The Age of Jackson in America came into being, in part, because of three events: the Battle of New Orleans, the Panic of 1819, and the Corrupt Bargain.

Although the expansion of universal white male suffrage was an instigator for the rising of popular politics that was a hallmark of the Jacksonian era, there were specific events aligned to make this age happen. The Battle of New Orleans furnished a hero that the age was named after. The Panic of 1819 created a demand to change the status quo. And the Election of 1824 and the resulting Corrupt Bargain energized a political movement guided by that hero.

Battle of New Orleans

General Andrew Jackson and his motley crew of Tennessee militia, pirates, indians, etc stared down the vaunted victors over Napolean, the British, just south of New Orleans January 8th, 1815. The British methodically marched toward Jackson’s defenses and were shred by massive artillery and gunfire. In a short time, heaps of Redcoat dead and wounded lay on the battlefield as the rest of the British forces limped off to the Gulf of Mexico.

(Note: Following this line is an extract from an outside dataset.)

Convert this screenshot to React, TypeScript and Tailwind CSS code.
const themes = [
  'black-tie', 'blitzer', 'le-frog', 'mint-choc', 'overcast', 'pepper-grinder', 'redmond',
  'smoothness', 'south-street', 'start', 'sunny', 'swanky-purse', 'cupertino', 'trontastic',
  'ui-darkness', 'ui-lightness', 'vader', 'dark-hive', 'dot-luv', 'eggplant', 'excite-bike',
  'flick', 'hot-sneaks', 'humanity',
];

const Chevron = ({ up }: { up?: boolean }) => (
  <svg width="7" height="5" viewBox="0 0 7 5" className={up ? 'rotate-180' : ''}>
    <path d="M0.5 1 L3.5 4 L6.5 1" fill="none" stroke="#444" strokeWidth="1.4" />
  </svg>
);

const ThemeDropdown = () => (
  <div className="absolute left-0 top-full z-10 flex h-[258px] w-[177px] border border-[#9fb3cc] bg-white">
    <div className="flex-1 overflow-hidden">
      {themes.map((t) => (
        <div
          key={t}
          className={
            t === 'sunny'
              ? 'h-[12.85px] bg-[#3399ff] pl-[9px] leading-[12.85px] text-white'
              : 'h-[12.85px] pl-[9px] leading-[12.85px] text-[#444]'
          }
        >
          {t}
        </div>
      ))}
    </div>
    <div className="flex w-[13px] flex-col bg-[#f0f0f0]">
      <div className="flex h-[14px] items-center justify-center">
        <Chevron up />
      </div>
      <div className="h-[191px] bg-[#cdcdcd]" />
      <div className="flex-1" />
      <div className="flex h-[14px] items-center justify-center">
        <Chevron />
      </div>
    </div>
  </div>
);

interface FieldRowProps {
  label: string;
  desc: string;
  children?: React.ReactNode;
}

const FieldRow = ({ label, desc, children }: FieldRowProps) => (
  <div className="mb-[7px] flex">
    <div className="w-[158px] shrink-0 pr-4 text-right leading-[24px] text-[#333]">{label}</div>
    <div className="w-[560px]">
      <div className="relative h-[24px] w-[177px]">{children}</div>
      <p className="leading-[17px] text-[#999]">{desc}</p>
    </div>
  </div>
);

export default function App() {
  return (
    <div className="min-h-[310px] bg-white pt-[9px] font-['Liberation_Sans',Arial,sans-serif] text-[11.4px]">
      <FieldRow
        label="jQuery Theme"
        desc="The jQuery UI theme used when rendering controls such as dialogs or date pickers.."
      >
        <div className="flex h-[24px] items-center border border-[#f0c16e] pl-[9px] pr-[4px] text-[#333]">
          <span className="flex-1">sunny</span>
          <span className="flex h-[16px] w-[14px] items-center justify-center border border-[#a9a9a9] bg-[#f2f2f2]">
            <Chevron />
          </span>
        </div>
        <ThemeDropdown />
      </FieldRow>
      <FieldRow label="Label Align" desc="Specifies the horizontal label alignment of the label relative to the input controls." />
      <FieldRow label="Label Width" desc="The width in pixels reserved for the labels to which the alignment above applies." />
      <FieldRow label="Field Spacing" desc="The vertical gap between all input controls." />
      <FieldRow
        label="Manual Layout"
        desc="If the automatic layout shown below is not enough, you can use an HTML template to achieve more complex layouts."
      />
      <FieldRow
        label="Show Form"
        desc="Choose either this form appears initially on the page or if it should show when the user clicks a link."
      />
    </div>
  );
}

It was a tremendous victory for the United States. Historian Robert Remini called the battle a great turning point in American history, allowing America to prove to the world that their independence wasn’t a fluke. Also just as important, Jackson became the hero of this turning point. Americans showered their thanks and praise onto this man like no other since George Washington.

Panic of 1819

In the four years after the battle, a speculative bubble formed. It popped when London banks called in loans in the United States. The Second Bank of the United States responded by contracting from its expansionist credit policy. This forced state banks, in debt to the B.U.S., to call in their loans. Specie- gold and silver- was now flowing out of the country and confidence in banks plummeted. Businessmen all through the economic chain sought to save themselves. It was the farmer and worker who had less recourse when their loans were called in. They lost their homes, farms, and jobs.

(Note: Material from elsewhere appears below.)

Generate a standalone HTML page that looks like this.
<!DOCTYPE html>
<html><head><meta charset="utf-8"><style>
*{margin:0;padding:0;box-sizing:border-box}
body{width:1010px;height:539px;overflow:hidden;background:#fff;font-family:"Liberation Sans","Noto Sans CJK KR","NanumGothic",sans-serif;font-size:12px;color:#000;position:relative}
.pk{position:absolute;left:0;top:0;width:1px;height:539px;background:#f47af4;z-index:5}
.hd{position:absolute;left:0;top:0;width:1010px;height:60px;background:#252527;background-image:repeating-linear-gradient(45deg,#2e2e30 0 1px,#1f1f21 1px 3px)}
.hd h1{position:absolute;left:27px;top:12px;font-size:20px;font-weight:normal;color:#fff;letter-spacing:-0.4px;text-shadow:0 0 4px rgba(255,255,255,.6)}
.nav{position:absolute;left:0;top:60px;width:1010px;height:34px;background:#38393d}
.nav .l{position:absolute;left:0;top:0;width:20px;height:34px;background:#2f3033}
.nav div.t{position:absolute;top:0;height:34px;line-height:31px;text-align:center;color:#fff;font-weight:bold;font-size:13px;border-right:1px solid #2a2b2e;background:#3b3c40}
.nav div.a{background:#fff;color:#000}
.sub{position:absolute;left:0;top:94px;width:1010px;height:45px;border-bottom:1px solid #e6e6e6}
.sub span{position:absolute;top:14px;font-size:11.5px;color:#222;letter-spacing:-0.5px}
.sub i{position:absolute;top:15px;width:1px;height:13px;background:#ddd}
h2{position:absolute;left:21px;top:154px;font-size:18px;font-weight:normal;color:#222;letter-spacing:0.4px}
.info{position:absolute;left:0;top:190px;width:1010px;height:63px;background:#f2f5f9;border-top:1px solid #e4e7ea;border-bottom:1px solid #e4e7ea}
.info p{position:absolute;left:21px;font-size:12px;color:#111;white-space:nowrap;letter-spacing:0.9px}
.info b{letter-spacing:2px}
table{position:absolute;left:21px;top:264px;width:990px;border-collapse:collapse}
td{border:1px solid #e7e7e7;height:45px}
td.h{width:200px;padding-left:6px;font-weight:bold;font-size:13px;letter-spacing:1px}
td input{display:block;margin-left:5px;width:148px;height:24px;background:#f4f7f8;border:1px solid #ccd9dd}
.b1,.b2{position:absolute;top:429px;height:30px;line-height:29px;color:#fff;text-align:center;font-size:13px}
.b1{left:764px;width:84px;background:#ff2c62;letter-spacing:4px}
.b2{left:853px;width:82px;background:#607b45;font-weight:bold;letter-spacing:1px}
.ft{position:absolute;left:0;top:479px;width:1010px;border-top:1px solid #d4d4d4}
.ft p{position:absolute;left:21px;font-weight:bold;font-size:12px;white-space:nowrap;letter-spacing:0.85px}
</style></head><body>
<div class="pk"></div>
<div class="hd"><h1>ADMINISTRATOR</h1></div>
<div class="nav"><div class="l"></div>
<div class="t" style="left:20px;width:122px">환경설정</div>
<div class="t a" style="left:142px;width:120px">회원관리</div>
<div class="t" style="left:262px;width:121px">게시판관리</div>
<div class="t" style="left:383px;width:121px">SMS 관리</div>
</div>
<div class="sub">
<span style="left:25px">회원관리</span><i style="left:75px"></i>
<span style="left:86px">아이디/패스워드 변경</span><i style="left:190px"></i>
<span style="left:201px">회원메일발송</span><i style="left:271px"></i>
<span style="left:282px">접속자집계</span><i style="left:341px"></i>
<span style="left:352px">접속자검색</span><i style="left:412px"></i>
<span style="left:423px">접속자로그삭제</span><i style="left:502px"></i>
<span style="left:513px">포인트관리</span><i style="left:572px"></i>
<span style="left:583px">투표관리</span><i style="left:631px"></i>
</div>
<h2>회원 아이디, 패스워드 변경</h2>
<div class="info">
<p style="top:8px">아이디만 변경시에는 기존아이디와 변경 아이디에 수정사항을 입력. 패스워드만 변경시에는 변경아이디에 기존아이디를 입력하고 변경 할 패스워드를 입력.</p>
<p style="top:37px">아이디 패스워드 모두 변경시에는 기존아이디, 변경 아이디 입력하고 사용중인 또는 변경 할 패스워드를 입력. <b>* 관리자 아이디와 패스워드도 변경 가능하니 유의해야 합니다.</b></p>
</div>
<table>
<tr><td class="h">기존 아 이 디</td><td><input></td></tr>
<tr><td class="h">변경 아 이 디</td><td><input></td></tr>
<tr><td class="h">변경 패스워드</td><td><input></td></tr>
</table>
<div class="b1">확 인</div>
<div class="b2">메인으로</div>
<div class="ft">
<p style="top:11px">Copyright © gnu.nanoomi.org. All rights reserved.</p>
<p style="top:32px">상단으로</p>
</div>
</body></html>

Some of those farmers and workers tended to blame the B.U.S., according to historian Daniel Walker Howe. Some blamed the economic and political elite in Washington D.C. and the northeast. Reform was in the air when the 1824 election campaign commenced. Political elites John Quincy Adams, William Crawford and Henry Clay were in the running but it was a political outsider, the hero of New Orleans, that attracted the people’s attention in hard times.

Corrupt Bargain

Those disgruntled farmers and workers went to the polls and gave Jackson a majority in the popular vote. But no candidate received the necessary majority of the electoral college. The election was thrown to the House of Representatives, pitting Jackson, Adams, and Crawford against each other. Clay used his influence in the House to give Adams the presidency.

But rumblings of a quid-pro-quo deal shook the political establishment when Adams nominated Clay for Secretary of State. Jackson and his supporters cried “corrupt bargain!” in having the presidency taken from them. This motivated the Jacksonians to win in 1828, organizing an effective but ruthless campaign to oust Adams and would dominate politics for twenty years. According to David and Jeanne Heidler, the Corrupt Bargain accusation became so entrenched with the Jacksonians and the Democratic Party after 1828, that it became an assumed fact and was brought up in campaigns against their opponents, even though there was no evidence of a Clay-Adams deal.

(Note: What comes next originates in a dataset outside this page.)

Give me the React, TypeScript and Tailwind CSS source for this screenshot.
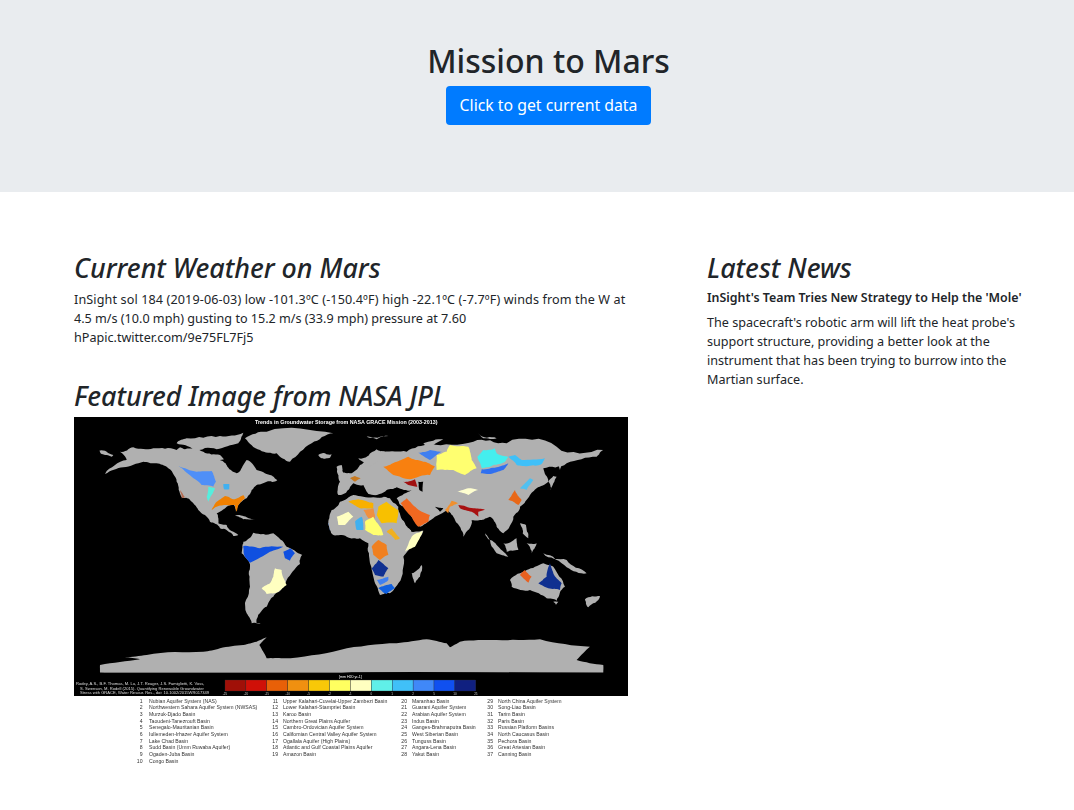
const land1 = [
  // north america
  '150,125 190,112 250,115 320,120 330,112 345,118 400,125 450,135 470,165 500,190 520,165 530,150 560,180 600,195 622,210 590,215 560,225 545,240 530,265 505,285 497,305 492,285 470,290 440,310 445,340 470,345 505,375 490,378 450,355 420,335 385,300 360,270 335,262 320,215 290,170 255,160 220,155 160,172 105,192 170,150',
  '88,122 130,135 125,140 95,132',
  // arctic islands
  '320,100 350,85 450,78 520,68 505,100 440,118 370,120',
  // greenland
  '525,85 590,65 790,70 725,100 660,155 620,130 570,120',
  '745,135 785,133 780,143 755,145',
  // caribbean
  '495,318 530,322 555,328 520,328',
  // south america
  '520,395 550,368 610,370 650,410 697,435 690,462 650,510 640,530 610,560 590,590 570,610 560,640 572,642 545,640 530,610 540,530 540,470 515,430',
]
const land2 = [
  // africa
  '-35,340 -25,300 0,275 40,255 100,260 150,265 175,290 195,340 215,365 250,362 215,410 190,440 175,520 150,550 120,555 100,500 90,460 85,400 60,385 20,380 -20,375',
  '215,490 245,465 240,500 225,520',
  // eurasia
  '-5,255 0,215 -5,190 30,190 60,165 80,140 130,125 200,125 270,100 400,95 500,100 650,110 790,120 770,140 680,160 610,175 625,215 590,235 570,255 540,290 520,320 490,370 470,350 450,320 420,330 395,330 370,380 345,330 320,300 285,320 240,350 190,290 170,265 215,240 170,232 140,240 95,258 70,225 40,220 20,245',
  '55,145 110,118 135,125 85,172',
  '-10,170 5,165 10,190 -5,195',
  // east asia islands
  '625,215 640,198 650,200 632,240',
  '655,165 665,150 660,180',
  '540,340 558,345 565,385 548,370',
  '435,370 470,405 505,440 470,430',
  '490,400 530,385 535,420 500,425',
  '560,400 590,400 575,430',
  '610,430 680,450 740,490 680,472',
  // australia
  '510,510 560,480 610,460 640,470 675,530 650,572 620,565 570,540 515,530',
  '735,568 780,558 745,592',
  '640,575 655,575 648,585',
  // arctic bits
  '80,80 145,78 110,88',
  '250,100 310,88 265,112',
  '415,70 470,85 430,85',
]
const water1 = ['450,150 490,140 515,150 505,178 470,165']
const water2 = ['175,285 190,290 232,360 215,365 195,335', '5,258 60,246 100,255 165,262 150,258 100,262 40,255', '235,215 250,215 248,245 238,240', '285,290 310,295 300,305']
const basins1: [string, string][] = [
  ['#4f8ff7', '325,168 380,185 425,183 438,215 430,230 395,225 365,200'],
  ['#55eedd', '415,230 435,235 425,255 415,275 410,260'],
  ['#40b0f0', '460,222 478,222 478,238 462,238'],
  ['#f08000', '425,300 440,275 465,258 490,268 520,255 525,265 505,285 500,305 495,285 470,285 440,290'],
  ['#b56b50', '330,240 345,262 335,265'],
  ['#1050e0', '520,408 570,415 640,410 600,425 540,458 525,440'],
  ['#1050e0', '640,425 660,415 675,430 660,452 645,445'],
  ['#ffffc0', '615,475 635,480 650,525 625,545 590,552 575,535 600,520 610,500'],
  ['#3a80f0', '775,340 785,335 790,350 780,362'],
]
const basins2: [string, string][] = [
  ['#c87a20', '30,205 45,198 62,205 45,215'],
  ['#f88010', '130,170 170,155 205,140 250,155 285,170 270,195 210,208 160,195'],
  ['#a01010', '190,215 225,208 232,230 205,225'],
  ['#3f7ff0', '235,128 270,120 305,125 270,150'],
  ['#ffff70', '290,135 320,125 330,105 385,110 395,150 410,175 375,195 340,180 290,180'],
  ['#44eeee', '412,140 430,120 465,115 470,130 505,140 495,155 460,165 425,175'],
  ['#3070f0', '425,178 470,172 505,160 490,180 460,190 422,190'],
  ['#40c0f8', '505,140 525,135 545,150 615,145 605,162 565,168 530,165'],
  ['#ffffd0', '352,245 385,235 415,240 385,255'],
  ['#50c0f0', '540,235 570,205 580,210 560,240'],
  ['#e86818', '505,270 525,240 545,270 535,285 520,275'],
  ['#a81010', '355,285 400,295 435,298 415,305 415,320 395,305 360,295'],
  ['#f09030', '315,300 335,272 355,280 330,290 325,310'],
  ['#f06820', '182,280 200,265 230,295 270,315 265,335 235,350 215,320'],
  ['#f8b000', '25,275 55,268 100,280 100,295 60,295'],
  ['#f09040', '70,300 100,295 105,325 85,325'],
  ['#f8c000', '115,290 140,275 175,300 170,340 125,340 110,315'],
  ['#ffffc0', '-10,320 25,305 40,320 15,345 -5,345'],
  ['#40b0f0', '45,335 65,320 70,360 50,360'],
  ['#ffff70', '75,335 100,320 120,350 130,375 100,375 75,360'],
  ['#f0b020', '140,365 155,355 180,385 165,390'],
  ['#ffffc0', '195,425 215,380 248,362 225,410'],
  ['#f08020', '95,410 115,390 140,405 145,435 120,450 100,435'],
  ['#103090', '95,475 115,450 145,475 130,500 105,495'],
  ['#4080f0', '110,510 145,500 145,510 120,525'],
  ['#1060e0', '115,535 155,522 165,535 140,552'],
  ['#e86020', '540,495 555,480 575,500 565,518'],
  ['#103090', '595,520 620,500 630,460 640,490 665,520 660,540 625,535'],
]
const antarctica = '90,218 90,195 210,178 165,172 230,165 400,155 450,145 520,135 560,125 590,112 568,135 590,175 640,175 810,150 980,130 1070,118 1130,130 1140,142 1170,125 1280,120 1410,118 1560,140 1520,180 1600,195 1600,218'
const scale = ['#a01008', '#d01008', '#e86008', '#f09010', '#f8c808', '#ffff60', '#ffffc0', '#60f0e8', '#40c0f8', '#4088f8', '#1050f0', '#102080']
const ticks = ['-25', '-20', '-15', '-10', '-5', '-2', '-1', '0', '1', '2', '5', '10', '25']

const aquifers = [
  { numX: 68.5, nameX: 75, start: 1, names: ['Nubian Aquifer System (NAS)', 'Northwestern Sahara Aquifer System (NWSAS)', 'Murzuk-Djado Basin', 'Taoudeni-Tanezrouft Basin', 'Senegalo-Mauritanian Basin', 'Iullemeden-Irhazer Aquifer System', 'Lake Chad Basin', 'Sudd Basin (Umm Ruwaba Aquifer)', 'Ogaden-Juba Basin', 'Congo Basin'] },
  { numX: 204, nameX: 209, start: 11, names: ['Upper Kalahari-Cuvelai-Upper Zambezi Basin', 'Lower Kalahari-Stampriet Basin', 'Karoo Basin', 'Northern Great Plains Aquifer', 'Cambro-Ordovician Aquifer System', 'Californian Central Valley Aquifer System', 'Ogallala Aquifer (High Plains)', 'Atlantic and Gulf Coastal Plains Aquifer', 'Amazon Basin'] },
  { numX: 333, nameX: 338, start: 20, names: ['Maranhao Basin', 'Guarani Aquifer System', 'Arabian Aquifer System', 'Indus Basin', 'Ganges-Brahmaputra Basin', 'West Siberian Basin', 'Tunguss Basin', 'Angara-Lena Basin', 'Yakut Basin'] },
  { numX: 419, nameX: 424, start: 29, names: ['North China Aquifer System', 'Song-Liao Basin', 'Tarim Basin', 'Paris Basin', 'Russian Platform Basins', 'North Caucasus Basin', 'Pechora Basin', 'Great Artesian Basin', 'Canning Basin'] },
]

// breaks long straight edges up so the coasts don't look cut with a ruler
function rough(points: string, amount: number) {
  let pts = points.split(' ').map((p) => p.split(',').map(Number))
  for (let pass = 0; pass < 3; pass++) {
    const next: number[][] = []
    pts.forEach((a, i) => {
      const b = pts[(i + 1) % pts.length]
      const len = Math.hypot(b[0] - a[0], b[1] - a[1])
      next.push(a)
      if (len > 6) {
        const n = Math.sin(a[0] * 12.9898 + a[1] * 78.233) * 43758.5453
        const off = (n - Math.floor(n) - 0.5) * len * amount
        next.push([(a[0] + b[0]) / 2 - ((b[1] - a[1]) / len) * off, (a[1] + b[1]) / 2 + ((b[0] - a[0]) / len) * off])
      }
    })
    pts = next
  }
  return pts.map((p) => `${p[0].toFixed(1)},${p[1].toFixed(1)}`).join(' ')
}

function GroundwaterMap() {
  return (
    <svg viewBox="0 0 554 351" className="block w-[554px] h-[351px] blur-[0.4px] font-['Liberation_Sans',sans-serif]">
      <rect width="554" height="279" fill="#000" />
      <g transform="translate(-4,-7) scale(0.3333)">
        {land1.map((p) => <polygon key={p} points={rough(p, 0.22)} fill="#b0b0b0" />)}
        {water1.map((p) => <polygon key={p} points={rough(p, 0.2)} fill="#000" />)}
        {basins1.map(([c, p]) => <polygon key={p} points={rough(p, 0.12)} fill={c} />)}
      </g>
      <g transform="translate(266,-7) scale(0.3333)">
        {land2.map((p) => <polygon key={p} points={rough(p, 0.22)} fill="#b0b0b0" />)}
        {water2.map((p) => <polygon key={p} points={rough(p, 0.1)} fill="#000" />)}
        {basins2.map(([c, p]) => <polygon key={p} points={rough(p, 0.12)} fill={c} />)}
      </g>
      {/* antarctica */}
      <g transform="translate(-4,183) scale(0.3333)">
        <polygon points={rough(antarctica, 0.05)} fill="#b0b0b0" />
        <rect x="60" y="218" width="1600" height="40" fill="#000" />
      </g>
      <text x="181" y="7" fontSize="5.35" fontWeight="700" fill="#fff">Trends in Groundwater Storage from NASA GRACE Mission (2003-2013)</text>
      <text x="265" y="260.500" fontSize="3.6" fill="#fff">[mm H20 yr-1]</text>
      <g fontSize="4.1" fill="#ddd">
        <text x="2" y="268">Rodey, A.S., B.F. Thomas, M. Lu, J.T. Reager, J.S. Famiglietti, K. Voss,</text>
        <text x="6" y="272.500">S. Swenson, M. Rodell (2015). Quantifying Renewable Groundwater</text>
        <text x="6" y="277">Stress with GRACE, Water Resour. Res., doi: 10.1002/2015WR017349</text>
      </g>
      {scale.map((c, i) => <rect key={c} x={151 + i * 20.9} y="263" width="20.9" height="11" fill={c} stroke="#333" strokeWidth="0.3" />)}
      {ticks.map((t, i) => <text key={t} x={151 + i * 20.9} y="278" fontSize="3" fill="#ccc" textAnchor="middle">{t}</text>)}
      <g fontSize="5.15" fill="#333">
        {aquifers.map((col) => col.names.map((name, i) => (
          <g key={name}>
            <text x={col.numX} y={285.500 + i * 6.67} textAnchor="end">{col.start + i}</text>
            <text x={col.nameX} y={285.500 + i * 6.67}>{name}</text>
          </g>
        )))}
      </g>
    </svg>
  )
}

export default function App() {
  return (
    <div className="min-h-[810px] bg-white text-[#212529] font-['Noto_Sans','Open_Sans',sans-serif]">
      <div className="h-[192px] bg-[#e9ecef] flex flex-col items-center pt-[39px] pl-[23px]">
        <h1 className="text-[32px] leading-[44px] font-medium">Mission to Mars</h1>
        <button className="mt-[3px] w-[205px] h-[39px] rounded bg-[#007bff] text-white text-[15.8px]">Click to get current data</button>
      </div>

      <div className="flex pl-[74px] pt-[58px] gap-[79px]">
        <div className="w-[554px]">
          <h2 className="text-[26.8px] leading-[36px] font-medium italic whitespace-nowrap">Current Weather on Mars</h2>
          <p className="mt-[4px] text-[12.6px] leading-[19px] whitespace-nowrap">
            <span className="tracking-[0.12px]">InSight sol 184 (2019-06-03) low -101.3ºC (-150.4ºF) high -22.1ºC (-7.7ºF) winds from the W at</span><br />
            4.5 m/s (10.0 mph) gusting to 15.2 m/s (33.9 mph) pressure at 7.60<br />
            hPapic.twitter.com/9e75FL7Fj5
          </p>
          <h2 className="mt-[31px] text-[26.8px] leading-[36px] font-medium italic whitespace-nowrap">Featured Image from NASA JPL</h2>
          <div className="mt-[3px]">
            <GroundwaterMap />
          </div>
        </div>

        <div className="w-[320px]">
          <h2 className="text-[26.8px] leading-[36px] font-medium italic">Latest News</h2>
          <p className="mt-[2px] text-[12.4px] leading-[19px] font-semibold whitespace-nowrap">InSight's Team Tries New Strategy to Help the 'Mole'</p>
          <p className="mt-[6px] text-[12.6px] leading-[19px] whitespace-nowrap">
            The spacecraft's robotic arm will lift the heat probe's<br />
            support structure, providing a better look at the<br />
            instrument that has been trying to burrow into the<br />
            Martian surface.
          </p>
        </div>
      </div>
    </div>
  )
}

These three events combined to help produce the Jacksonian era. The Battle of New Orleans provided the leader, the driver if you will. The Panic of 1819 provided the engine, and the Election of 1824/Corrupt Bargain provided the fuel. The vehicle created defined politics between 1825 and 1848.

Sources:

  1. Heidler, David S., and Jeanne T., Henry Clay: The Essential American, Random House: New York, 2010.
  2. Howe, Daniel Walker, What Hath God Wrought: The Transformation of America, 1815-1848, Oxford: Oxford, 2007.
  3. Remini, Robert V., The Battle of New Orleans: Andrew Jackson and America’s First Military Victory, Penguin: New York, 1999.